▶ **Provided material**

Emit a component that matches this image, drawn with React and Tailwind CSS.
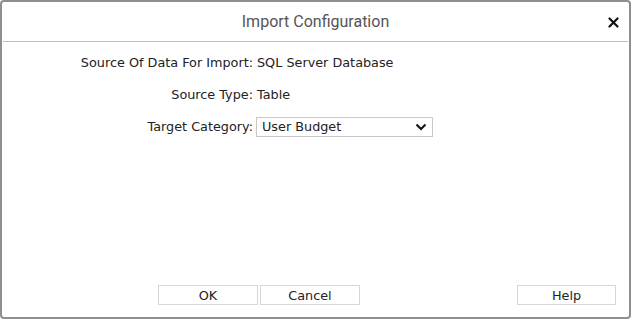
import React from 'react';

const rows = [
  { label: 'Source Of Data For Import:', value: 'SQL Server Database' },
  { label: 'Source Type:', value: 'Table' },
];

const ImportDialog = () => {
  return (
    <div className="w-[631px] h-[319px] bg-white border-2 border-[#8c8f93] rounded-[4px] flex flex-col font-['DejaVu_Sans',sans-serif] text-[12.8px] text-[#222]">
      {/* Header */}
      <div className="h-[40px] shrink-0 border-b border-[#b9c3cd] mx-px relative flex items-center justify-center">
        <span className="font-['Roboto',sans-serif] text-[16px] text-[#555]">Import Configuration</span>
        <button className="absolute right-[9px] top-[14px] w-[12px] h-[12px] flex items-center justify-center">
          <svg width="11" height="11" viewBox="0 0 11 11">
            <path d="M1.5 1.5 L9.5 9.5 M9.5 1.5 L1.5 9.5" stroke="#111" strokeWidth="2.2" strokeLinecap="round" />
          </svg>
        </button>
      </div>

      {/* Body */}
      <div className="flex-1 pt-[11px]">
        <div className="grid grid-cols-[251px_1fr] gap-x-[3px] items-center">
          {rows.map((r) => (
            <React.Fragment key={r.label}>
              <div className="text-right h-[32px] leading-[20px]">{r.label}</div>
              <div className="h-[32px] leading-[20px] pl-[1px]">{r.value}</div>
            </React.Fragment>
          ))}
          <div className="text-right h-[22px] leading-[22px] -mt-[1px]">Target Category:</div>
          <div className="h-[22px] flex items-center -mt-[1px]">
            <div className="w-[177px] h-[20px] border border-[#c8c8c8] flex items-center justify-between pl-[5px] pr-[5px]">
              <span>User Budget</span>
              <svg width="12" height="8" viewBox="0 0 12 8">
                <path d="M1.5 1.5 L6 6 L10.5 1.5" fill="none" stroke="#111" strokeWidth="2" />
              </svg>
            </div>
          </div>
        </div>
      </div>

      {/* Footer */}
      <div className="shrink-0 flex items-center pl-[156px] pr-[13px] pb-[12px]">
        <div className="flex gap-[2px]">
          <button className="w-[100px] h-[20px] border border-[#d6d6d6] bg-white leading-[18px] pt-px">OK</button>
          <button className="w-[100px] h-[20px] border border-[#d6d6d6] bg-white leading-[18px] pt-px">Cancel</button>
        </div>
        <div className="flex-1" />
        <button className="w-[99px] h-[20px] border border-[#d6d6d6] bg-white leading-[18px] pt-px">Help</button>
      </div>
    </div>
  );
};

export default function App() {
  return <ImportDialog />;
}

▶ **Given exercise**
Leaving the pictures aside, transcribe the entire listing exactly.

▶ **Correct output**
Emit a component that matches this image, drawn with React and Tailwind CSS.
import React from 'react';

const rows = [
  { label: 'Source Of Data For Import:', value: 'SQL Server Database' },
  { label: 'Source Type:', value: 'Table' },
];

const ImportDialog = () => {
  return (
    <div className="w-[631px] h-[319px] bg-white border-2 border-[#8c8f93] rounded-[4px] flex flex-col font-['DejaVu_Sans',sans-serif] text-[12.8px] text-[#222]">
      {/* Header */}
      <div className="h-[40px] shrink-0 border-b border-[#b9c3cd] mx-px relative flex items-center justify-center">
        <span className="font-['Roboto',sans-serif] text-[16px] text-[#555]">Import Configuration</span>
        <button className="absolute right-[9px] top-[14px] w-[12px] h-[12px] flex items-center justify-center">
          <svg width="11" height="11" viewBox="0 0 11 11">
            <path d="M1.5 1.5 L9.5 9.5 M9.5 1.5 L1.5 9.5" stroke="#111" strokeWidth="2.2" strokeLinecap="round" />
          </svg>
        </button>
      </div>

      {/* Body */}
      <div className="flex-1 pt-[11px]">
        <div className="grid grid-cols-[251px_1fr] gap-x-[3px] items-center">
          {rows.map((r) => (
            <React.Fragment key={r.label}>
              <div className="text-right h-[32px] leading-[20px]">{r.label}</div>
              <div className="h-[32px] leading-[20px] pl-[1px]">{r.value}</div>
            </React.Fragment>
          ))}
          <div className="text-right h-[22px] leading-[22px] -mt-[1px]">Target Category:</div>
          <div className="h-[22px] flex items-center -mt-[1px]">
            <div className="w-[177px] h-[20px] border border-[#c8c8c8] flex items-center justify-between pl-[5px] pr-[5px]">
              <span>User Budget</span>
              <svg width="12" height="8" viewBox="0 0 12 8">
                <path d="M1.5 1.5 L6 6 L10.5 1.5" fill="none" stroke="#111" strokeWidth="2" />
              </svg>
            </div>
          </div>
        </div>
      </div>

      {/* Footer */}
      <div className="shrink-0 flex items-center pl-[156px] pr-[13px] pb-[12px]">
        <div className="flex gap-[2px]">
          <button className="w-[100px] h-[20px] border border-[#d6d6d6] bg-white leading-[18px] pt-px">OK</button>
          <button className="w-[100px] h-[20px] border border-[#d6d6d6] bg-white leading-[18px] pt-px">Cancel</button>
        </div>
        <div className="flex-1" />
        <button className="w-[99px] h-[20px] border border-[#d6d6d6] bg-white leading-[18px] pt-px">Help</button>
      </div>
    </div>
  );
};

export default function App() {
  return <ImportDialog />;
}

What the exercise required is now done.